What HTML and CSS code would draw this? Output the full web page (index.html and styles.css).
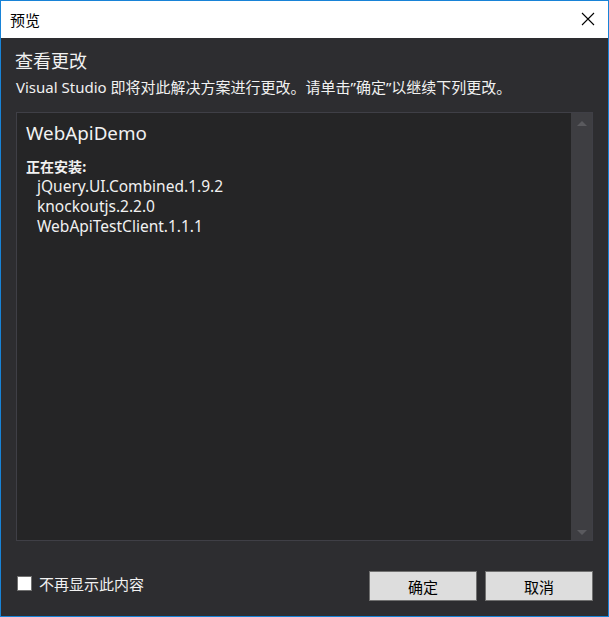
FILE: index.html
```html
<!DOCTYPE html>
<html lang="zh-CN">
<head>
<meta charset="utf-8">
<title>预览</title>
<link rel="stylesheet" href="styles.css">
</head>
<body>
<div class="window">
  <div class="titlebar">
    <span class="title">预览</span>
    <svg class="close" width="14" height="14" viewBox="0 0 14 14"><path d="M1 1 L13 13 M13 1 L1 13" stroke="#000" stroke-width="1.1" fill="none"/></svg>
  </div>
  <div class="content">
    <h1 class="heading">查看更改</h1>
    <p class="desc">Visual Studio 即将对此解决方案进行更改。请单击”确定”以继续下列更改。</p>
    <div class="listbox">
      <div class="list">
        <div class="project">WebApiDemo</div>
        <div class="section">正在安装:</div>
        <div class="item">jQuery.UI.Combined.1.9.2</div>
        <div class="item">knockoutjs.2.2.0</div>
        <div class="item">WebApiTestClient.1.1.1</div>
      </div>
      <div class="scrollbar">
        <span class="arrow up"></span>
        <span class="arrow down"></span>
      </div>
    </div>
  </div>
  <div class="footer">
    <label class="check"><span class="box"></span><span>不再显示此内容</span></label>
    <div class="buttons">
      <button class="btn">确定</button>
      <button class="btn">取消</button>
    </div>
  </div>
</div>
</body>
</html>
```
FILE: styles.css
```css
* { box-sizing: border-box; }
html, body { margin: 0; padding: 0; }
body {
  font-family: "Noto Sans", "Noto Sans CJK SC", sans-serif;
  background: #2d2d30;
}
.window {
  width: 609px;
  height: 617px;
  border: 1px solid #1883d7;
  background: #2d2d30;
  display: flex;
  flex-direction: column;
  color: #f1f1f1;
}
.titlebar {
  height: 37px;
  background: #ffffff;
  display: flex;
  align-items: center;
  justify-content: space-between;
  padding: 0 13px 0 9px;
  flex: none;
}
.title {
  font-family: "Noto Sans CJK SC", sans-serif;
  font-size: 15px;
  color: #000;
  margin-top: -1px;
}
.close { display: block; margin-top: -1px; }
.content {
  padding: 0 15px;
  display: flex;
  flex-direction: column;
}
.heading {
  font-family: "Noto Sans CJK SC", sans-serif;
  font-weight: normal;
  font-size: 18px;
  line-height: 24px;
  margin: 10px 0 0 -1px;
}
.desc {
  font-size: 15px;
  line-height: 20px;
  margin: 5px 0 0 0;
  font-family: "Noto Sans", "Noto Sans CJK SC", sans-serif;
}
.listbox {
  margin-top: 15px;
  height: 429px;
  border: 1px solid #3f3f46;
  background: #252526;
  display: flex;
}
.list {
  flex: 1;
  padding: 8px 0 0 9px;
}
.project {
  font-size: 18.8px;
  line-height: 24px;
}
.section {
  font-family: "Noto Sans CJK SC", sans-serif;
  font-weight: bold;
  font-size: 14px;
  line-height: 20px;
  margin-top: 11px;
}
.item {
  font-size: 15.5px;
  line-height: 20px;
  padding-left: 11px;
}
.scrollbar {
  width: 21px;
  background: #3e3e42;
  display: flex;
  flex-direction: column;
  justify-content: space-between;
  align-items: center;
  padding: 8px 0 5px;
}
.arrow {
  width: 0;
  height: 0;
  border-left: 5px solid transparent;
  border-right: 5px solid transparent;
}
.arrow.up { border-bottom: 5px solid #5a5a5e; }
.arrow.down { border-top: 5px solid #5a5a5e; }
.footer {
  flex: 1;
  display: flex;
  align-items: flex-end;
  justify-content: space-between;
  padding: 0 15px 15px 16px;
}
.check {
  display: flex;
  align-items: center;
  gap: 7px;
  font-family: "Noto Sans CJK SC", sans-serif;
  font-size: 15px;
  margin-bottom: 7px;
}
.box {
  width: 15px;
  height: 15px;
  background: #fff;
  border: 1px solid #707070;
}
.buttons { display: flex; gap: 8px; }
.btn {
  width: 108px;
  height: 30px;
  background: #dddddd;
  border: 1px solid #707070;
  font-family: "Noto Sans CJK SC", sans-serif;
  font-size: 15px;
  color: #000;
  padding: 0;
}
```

(Exercise): Extract from the material all lines containing the string "styles".

(Response to the exercise):
What HTML and CSS code would draw this? Output the full web page (index.html and styles.css).
<link rel="stylesheet" href="styles.css">
FILE: styles.css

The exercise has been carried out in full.